Another dangerous traffic spot in the Sunshine State of Florida is further up north on the 149-mile stretch of Interstate 4 (I4) between Daytona Beach and Tampa, Florida, across central Florida’s east and west coasts, flanking Orlando, the vacation hotspot home of Disney World, Universal Studios, and other attractions. This road was once named the deadliest highway in America, with roughly 1.41 deaths per mile on the highway, according to AAA.
Lake Ponchartrain Causeway in nearby Louisiana is even longer than the final stretch of U.S. Highway 1 in the Florida Keys. In fact, at 24 miles long it holds the Guinness World Record for the longest bridge over water. Drivers find the middle of the bridge nerve wracking, especially when billows of thick fog envelop the causeway. Many drivers call for local police to escort drivers safely across the bridge. This is a prudent step for an out-of-towner to take.
Also on the deadliest road list is a 64-mile loop encompassing Atlanta, Georgia’s Interstate 285, which connects to other major highways in the region, leading to a high rate of fatalities–3.5 deaths for every 10 miles. Another state along the eastern seaboard is Route 17 in South Carolina, where drivers can enjoy scenic views along U.S. Highway 17 while navigating narrow lanes and sharp turns.
Another contender for deadliest road is the Galveston-to-Dallas section of Interstate 45 in Texas, which has racked up 56.5 fatal crashes for every 100 miles of highway.
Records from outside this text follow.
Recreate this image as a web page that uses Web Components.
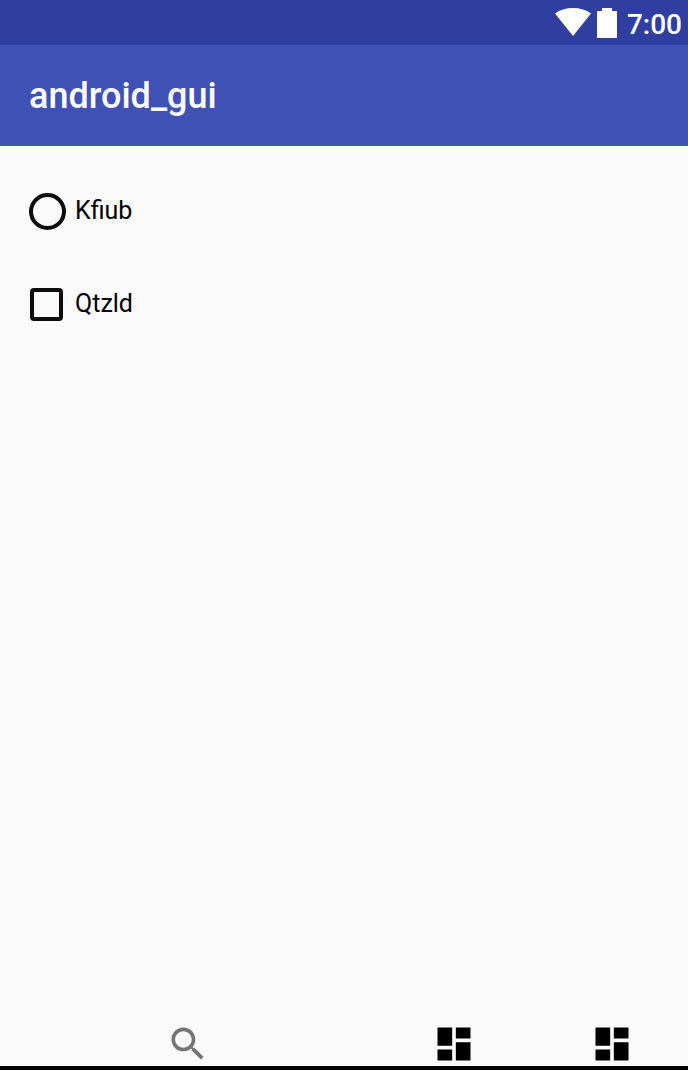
<!DOCTYPE html>
<html lang="en">
<head>
<meta charset="utf-8">
<meta name="viewport" content="width=device-width, initial-scale=1">
<title>android_gui</title>
<style>
html, body { margin: 0; height: 100%; background: #fafafa; font-family: Roboto, sans-serif; color: #000; }
</style>
</head>
<body>
<app-screen>
  <status-bar slot="top">7:00</status-bar>
  <app-bar slot="top">android_gui</app-bar>
  <choice-row type="radio">Kfiub</choice-row>
  <choice-row type="checkbox">Qtzld</choice-row>
  <tool-bar slot="bottom"></tool-bar>
</app-screen>
<script>
class AppScreen extends HTMLElement {
  constructor() {
    super();
    this.attachShadow({ mode: 'open' }).innerHTML = `
      <style>
        :host { display: flex; flex-direction: column; min-height: 100vh; }
        main { flex: 1; display: flex; flex-direction: column; gap: 45px; padding: 41px 28px; }
      </style>
      <slot name="top"></slot>
      <main><slot></slot></main>
      <slot name="bottom"></slot>`;
  }
}
class StatusBar extends HTMLElement {
  constructor() {
    super();
    this.attachShadow({ mode: 'open' }).innerHTML = `
      <style>
        :host { display: flex; align-items: center; justify-content: flex-end; gap: 6px; height: 45px;
          padding-right: 6px; background: #303f9f; color: #fff; }
        svg { display: block; fill: #fff; }
        time { font-size: 28px; line-height: 32px; font-weight: 500; padding: 4px 0 0 4px; }
      </style>
      <svg width="36" height="30" viewBox="0 0 36 30" aria-hidden="true"><path d="M0 5.500Q7.500 0 18 0T36 5.500L18 28Z"/></svg>
      <svg width="20" height="30" viewBox="0 0 20 30" aria-hidden="true"><path d="M5 0H15V3H20V30H0V3H5Z"/></svg>
      <time><slot></slot></time>`;
  }
}
class AppBar extends HTMLElement {
  constructor() {
    super();
    this.attachShadow({ mode: 'open' }).innerHTML = `
      <style>
        :host { display: flex; align-items: center; height: 101px; padding: 0 29px; background: #3f51b5; color: #fff; }
        h1 { margin: 0; font-size: 36px; line-height: 44px; font-weight: 500; }
      </style>
      <h1><slot></slot></h1>`;
  }
}
class ChoiceRow extends HTMLElement {
  constructor() {
    super();
    const type = this.getAttribute('type') === 'radio' ? 'radio' : 'checkbox';
    this.attachShadow({ mode: 'open' }).innerHTML = `
      <style>
        :host { display: block; }
        label { display: inline-flex; align-items: center; gap: 8px; height: 48px; font-size: 25px; line-height: 32px; cursor: pointer; }
        input { appearance: none; box-sizing: border-box; border: 4px solid #0c0c0c; flex: none; }
        input[type=radio] { width: 37px; height: 37px; margin: 0 1px; border-radius: 50%; }
        input[type=checkbox] { width: 33px; height: 33px; margin: 0 4px 0 2px; border-radius: 4px; }
        input[type=radio]:checked { background: radial-gradient(#0c0c0c 50%, transparent 52%); }
        input[type=checkbox]:checked { background: #0c0c0c; }
      </style>
      <label><input type="${type}"><span><slot></slot></span></label>`;
  }
}
class ToolBar extends HTMLElement {
  constructor() {
    super();
    const board = '<svg viewBox="0 0 24 24" aria-hidden="true"><path d="M3 13h8V3H3v10zm0 8h8v-6H3v6zm10 0h8V11h-8v10zm0-18v6h8V3h-8z"/></svg>';
    this.attachShadow({ mode: 'open' }).innerHTML = `
      <style>
        :host { display: flex; gap: 114px; padding: 0 54px 0 166px; border-bottom: 4px solid #000; }
        button { appearance: none; border: 0; padding: 0; background: none; color: #000; cursor: pointer; }
        .search { margin-right: auto; color: #757575; }
        svg { display: block; width: 44px; height: 44px; fill: currentColor; }
      </style>
      <button class="search" aria-label="Search"><svg viewBox="0 0 24 24" aria-hidden="true"><path d="M15.500 14h-.79l-.28-.27C15.410 12.590 16 11.110 16 9.500 16 5.910 13.090 3 9.500 3S3 5.910 3 9.500 5.910 16 9.500 16c1.610 0 3.090-.59 4.230-1.570l.27.28v.79l5 4.990L20.490 19l-4.990-5zm-6 0C7.010 14 5 11.990 5 9.500S7.010 5 9.500 5 14 7.010 14 9.500 11.990 14 9.500 14z"/></svg></button>
      <button aria-label="Dashboard">${board}</button>
      <button aria-label="Widgets">${board}</button>`;
  }
}
customElements.define('app-screen', AppScreen);
customElements.define('status-bar', StatusBar);
customElements.define('app-bar', AppBar);
customElements.define('choice-row', ChoiceRow);
customElements.define('tool-bar', ToolBar);
</script>
</body>
</html>
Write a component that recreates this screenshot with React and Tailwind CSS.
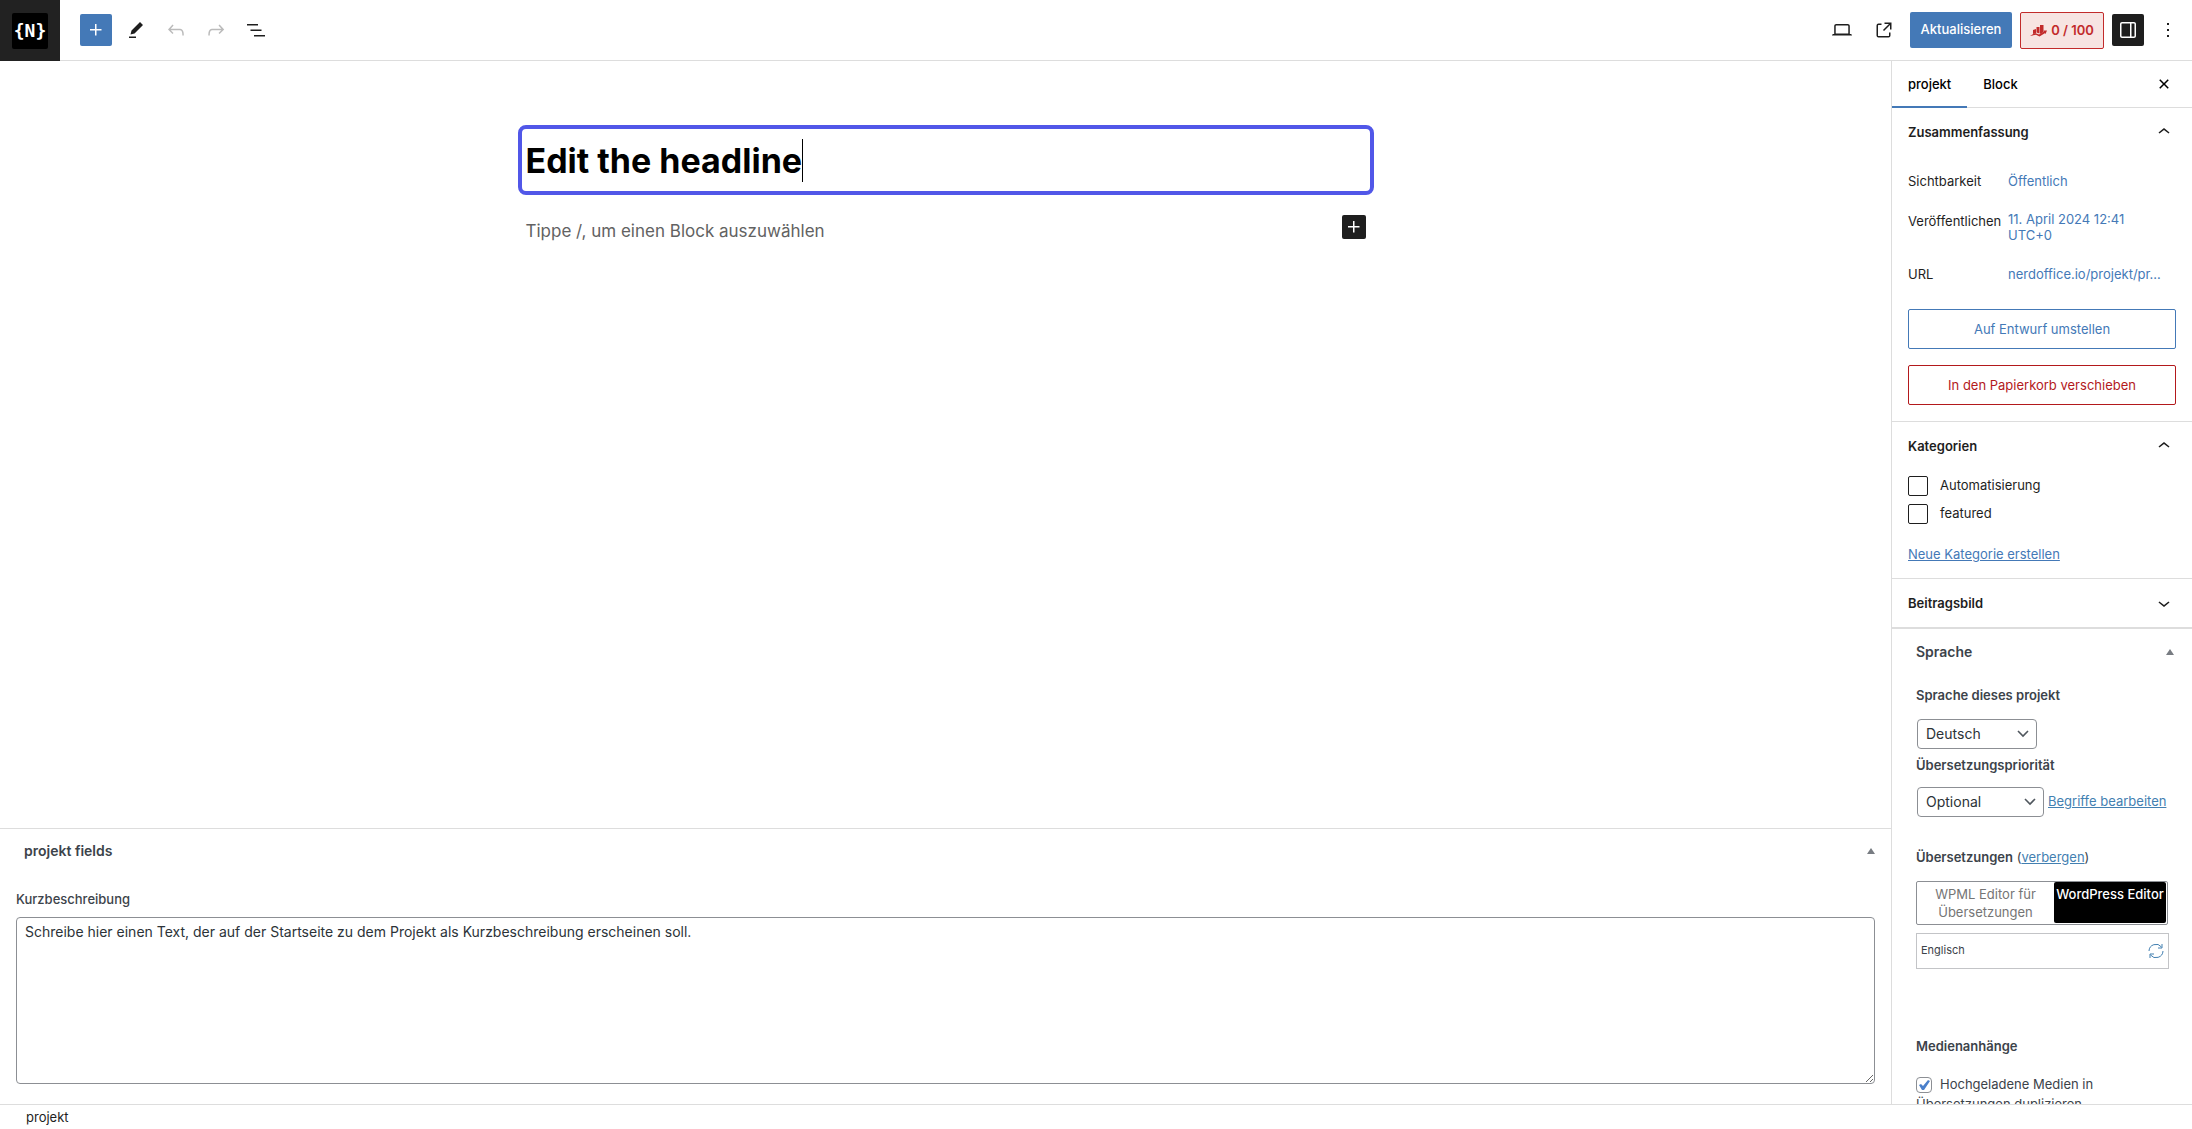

The high rate of fatalities is attributed to traffic congestion and driver inattention.
West of Texas is Interstate 10, which runs from Jacksonville, Florida, to Santa Monica, California, but the stretch of highway running through the deserts of Arizona is extremely dangerous because the seemingly lonesome stretch invites speeding and aggressive driving, leading to nearly 500 deaths in six years.
On the west coast, the dubious distinction of deadliest road in America goes to the nearly 200-mile stretch of Interstate 15 between Los Angeles, California and Las Vegas, Nevada, where speeding through the Mojave Desert or driving drunk enroute to Las Vegas, Nevada has too often ended in fatalities.
Other states with dangerous roads to avoid are the James Dalton Highway in Alaska, Highway 2 in Montana, and Maui’s Road to Hana in Hawaii.
So you should always drive safely, but while on a road trip on unfamiliar terrain, be aware of heightened dangers on these roads and do not become a traffic accident or fatality statistic.
What should you do if involved in a car accident whether in Florida or elsewhere in America?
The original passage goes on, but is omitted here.